Collaborative strategic planning is difficult; plans won’t succeed if they are imposed. They must be designed by all the participants in a group process and reflect the aligned ambition of all the partner institutions. In a collaborative structure, all the partners must embrace, preach and practice the same plan.
And it is certainly possible that, even with the best intentions, a group of individual stations within a city or region cannot agree on a collaborative plan. When negotiations for content partnerships hit a stalemate, it’s probably unrealistic to consider an ongoing daily collaboration among newsrooms. Project partnerships may be all that are possible, and they could provide a good starting point for a future re-examination of a more comprehensive ongoing collaboration.

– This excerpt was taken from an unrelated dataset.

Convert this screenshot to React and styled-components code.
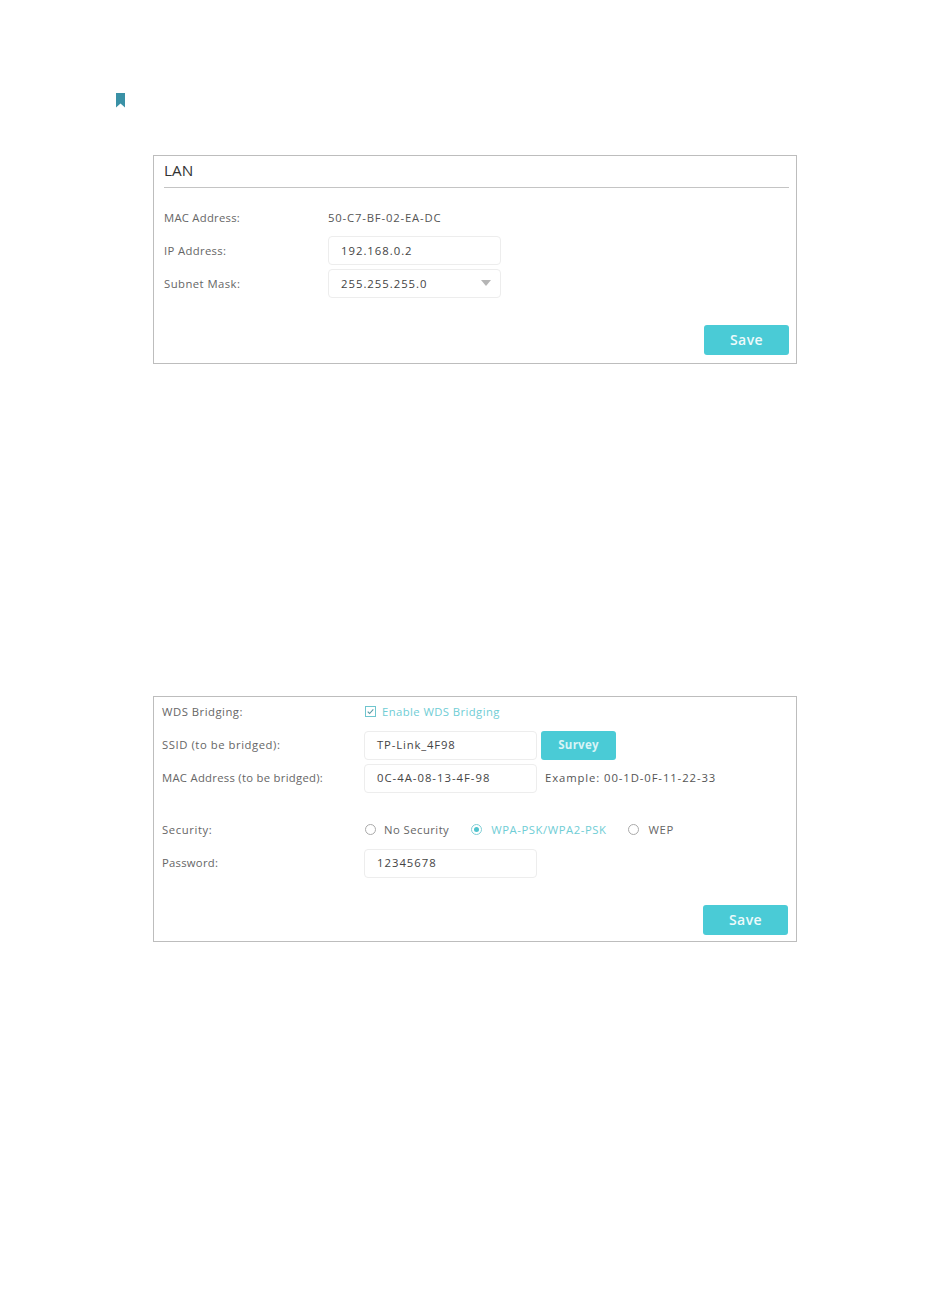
import React from "react";
import styled, { createGlobalStyle } from "styled-components";

const Global = createGlobalStyle`
  html, body { margin: 0; padding: 0; background: #fff; }
  body { font-family: "Open Sans", "Liberation Sans", sans-serif; color: #555; }
`;

const Page = styled.div`
  width: 950px;
  height: 1306px;
  box-sizing: border-box;
  padding-top: 93px;
  overflow: hidden;
`;

const NoteRow = styled.div`
  padding-left: 116px;
  height: 15px;
  display: flex;
`;

const Panel = styled.section`
  --raise: ${(p) => p.$raise || 0}px;
  box-sizing: border-box;
  width: 644px;
  margin-left: 153px;
  margin-top: ${(p) => p.$top}px;
  height: ${(p) => p.$height}px;
  border: 1px solid #bdbdbd;
  padding: ${(p) => p.$padding};
  display: flex;
  flex-direction: column;
`;

const Title = styled.h2`
  margin: 0 0 13px;
  height: 32px;
  box-sizing: border-box;
  border-bottom: 1px solid #c4c4c4;
  font-size: 15.3px;
  font-weight: 400;
  line-height: 29px;
  color: #333;
`;

const Row = styled.div`
  display: flex;
  align-items: center;
  height: ${(p) => p.$h || 33}px;
  margin-top: ${(p) => p.$mt || 0}px;
  margin-bottom: ${(p) => p.$mb || 0}px;
`;

const Label = styled.div`
  width: ${(p) => p.$w}px;
  flex: none;
  box-sizing: border-box;
  padding-bottom: var(--raise);
  font-size: 11.3px;
  letter-spacing: ${(p) => p.$ls || 0.3}px;
  color: #666;
`;

const Value = styled.div`
  font-size: 11.3px;
  letter-spacing: 0.82px;
  color: #555;
`;

const Field = styled.div`
  box-sizing: border-box;
  position: relative;
  width: 173px;
  height: 29px;
  border: 1px solid #ededed;
  border-radius: 4px;
  padding-left: 12px;
  padding-bottom: var(--raise);
  display: flex;
  align-items: center;
  font-size: 11.3px;
  letter-spacing: ${(p) => p.$ls || 1}px;
  color: #444;
`;

const Caret = styled.span`
  position: absolute;
  right: 9px;
  top: 10px;
  width: 0;
  height: 0;
  border-left: 5px solid transparent;
  border-right: 5px solid transparent;
  border-top: 6px solid #b5b5b5;
`;

const Button = styled.button`
  box-sizing: border-box;
  border: 0;
  border-radius: 3px;
  background: #4acbd6;
  color: ${(p) => p.$color};
  font-family: inherit;
  padding: 0 0 2px;
  font-size: ${(p) => p.$size}px;
  font-weight: ${(p) => p.$weight};
  letter-spacing: ${(p) => p.$ls}px;
  width: ${(p) => p.$w}px;
  height: ${(p) => p.$h}px;
  margin-left: ${(p) => p.$ml || 0}px;
`;

const Footer = styled.div`
  margin-top: auto;
  display: flex;
  justify-content: flex-end;
`;

const Hint = styled.div`
  margin-left: 8px;
  padding-bottom: var(--raise);
  font-size: 11.3px;
  letter-spacing: 0.9px;
  color: #555;
`;

const CheckWrap = styled.div`
  display: flex;
  align-items: center;
  gap: 6px;
  padding-left: 1px;
  padding-bottom: var(--raise);
  font-size: 11.3px;
  letter-spacing: 0.41px;
  color: #6fcdd5;
`;

const RadioOption = styled.div`
  display: flex;
  align-items: center;
  gap: ${(p) => p.$gap}px;
  margin-right: ${(p) => p.$mr}px;
  font-size: 11.3px;
  letter-spacing: ${(p) => p.$ls}px;
  color: ${(p) => (p.$on ? "#6fcdd5" : "#666")};
`;

const RadioGroup = styled.div`
  display: flex;
  align-items: center;
  padding-left: 1px;
  padding-bottom: var(--raise);
`;

const Ring = styled.span`
  box-sizing: border-box;
  width: 11px;
  height: 11px;
  border-radius: 50%;
  border: 1px solid ${(p) => (p.$on ? "#7fcfd6" : "#aaa")};
  display: flex;
  align-items: center;
  justify-content: center;
  &::after {
    content: "";
    display: ${(p) => (p.$on ? "block" : "none")};
    width: 5px;
    height: 5px;
    border-radius: 50%;
    background: #4fc3cd;
  }
`;

const Bookmark = () => (
  <svg width="9" height="15" viewBox="0 0 9 15" aria-hidden="true">
    <path d="M0 0H9V14.5L4.5 10.5L0 14.5Z" fill="#3a91a6" />
  </svg>
);

const CheckBox = () => (
  <svg width="11" height="11" viewBox="0 0 11 11" aria-hidden="true">
    <rect x="0.5" y="0.5" width="10" height="10" fill="none" stroke="#6fc5ce" />
    <path d="M2.7 5.6L4.6 7.5L8.3 3.4" fill="none" stroke="#5a9aa5" strokeWidth="1.1" />
  </svg>
);

const SaveButton = () => (
  <Button $w={85} $h={30} $size={14} $ls={0.4} $weight={600} $color="#eefafb">Save</Button>
);

export default function App() {
  return (
    <Page>
      <Global />
      <NoteRow>
        <Bookmark />
      </NoteRow>
      <Panel $top={47} $height={209} $padding="0 7px 8px 10px">
        <Title>LAN</Title>
        <Row>
          <Label $w={164} $ls={0.25}>MAC Address:</Label>
          <Value>50-C7-BF-02-EA-DC</Value>
        </Row>
        <Row>
          <Label $w={164} $ls={0.35}>IP Address:</Label>
          <Field>192.168.0.2</Field>
        </Row>
        <Row>
          <Label $w={164} $ls={0.45}>Subnet Mask:</Label>
          <Field>
            255.255.255.0
            <Caret />
          </Field>
        </Row>
        <Footer>
          <SaveButton />
        </Footer>
      </Panel>
      <Panel $top={332} $height={246} $padding="0 8px 6px 8px" $raise={2}>
        <Row $h={30} $mb={2}>
          <Label $w={202} $ls={0.5}>WDS Bridging:</Label>
          <CheckWrap>
            <CheckBox />
            Enable WDS Bridging
          </CheckWrap>
        </Row>
        <Row>
          <Label $w={202} $ls={0.55}>SSID (to be bridged):</Label>
          <Field $ls={0.85}>TP-Link_4F98</Field>
          <Button $w={75} $h={29} $size={11.5} $ls={0.25} $weight={700} $color="#d8f4f6" $ml={4}>Survey</Button>
        </Row>
        <Row>
          <Label $w={202} $ls={0.28}>MAC Address (to be bridged):</Label>
          <Field>0C-4A-08-13-4F-98</Field>
          <Hint>Example: 00-1D-0F-11-22-33</Hint>
        </Row>
        <Row $mt={19}>
          <Label $w={202} $ls={0.6}>Security:</Label>
          <RadioGroup>
            <RadioOption $mr={22} $gap={8} $ls={0.45}><Ring />No Security</RadioOption>
            <RadioOption $mr={22} $gap={9} $ls={0.55} $on><Ring $on />WPA-PSK/WPA2-PSK</RadioOption>
            <RadioOption $mr={0} $gap={9} $ls={0.7}><Ring />WEP</RadioOption>
          </RadioGroup>
        </Row>
        <Row>
          <Label $w={202} $ls={0.25}>Password:</Label>
          <Field>12345678</Field>
        </Row>
        <Footer>
          <SaveButton />
        </Footer>
      </Panel>
    </Page>
  );
}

For individual stations, there is merit in designing a journalism strategy, no matter what. Since the strategy is derived from a community-driven set of needs, it sets down key criteria that can guide newsroom decisions on a day-to-day basis. It demands the application of editorial insight and analysis of the nature, scope and meaning of news ready to be communicated.
As each station navigates its journalistic purpose strategically, it positions itself well for forming editorial partnerships and maintaining an equal and influential role with collaborators — whether they are public stations or other public-service–minded news organizations.
And most importantly, the nation is enriched community by community as stations craft journalism about public issues, challenges and accomplishments in ways that are relevant, essential and unduplicated.
Chicago journalist Torey Malatia chairs the board of directors of Public Radio Exchange Inc. in Cambridge, Mass. With Ira Glass, he co-founded This American Life, a national production for which Malatia provided 18 years of “management oversight” as president of Chicago Public Media.
Correction: A photo caption in an earlier version of this commentary incorrectly stated that StateImpact Oklahoma won a national Murrow award for its coverage of the tornado that devastated Moore, Okla., last year. It received a Sigma Delta Chi award from the Society of Professional Journalists.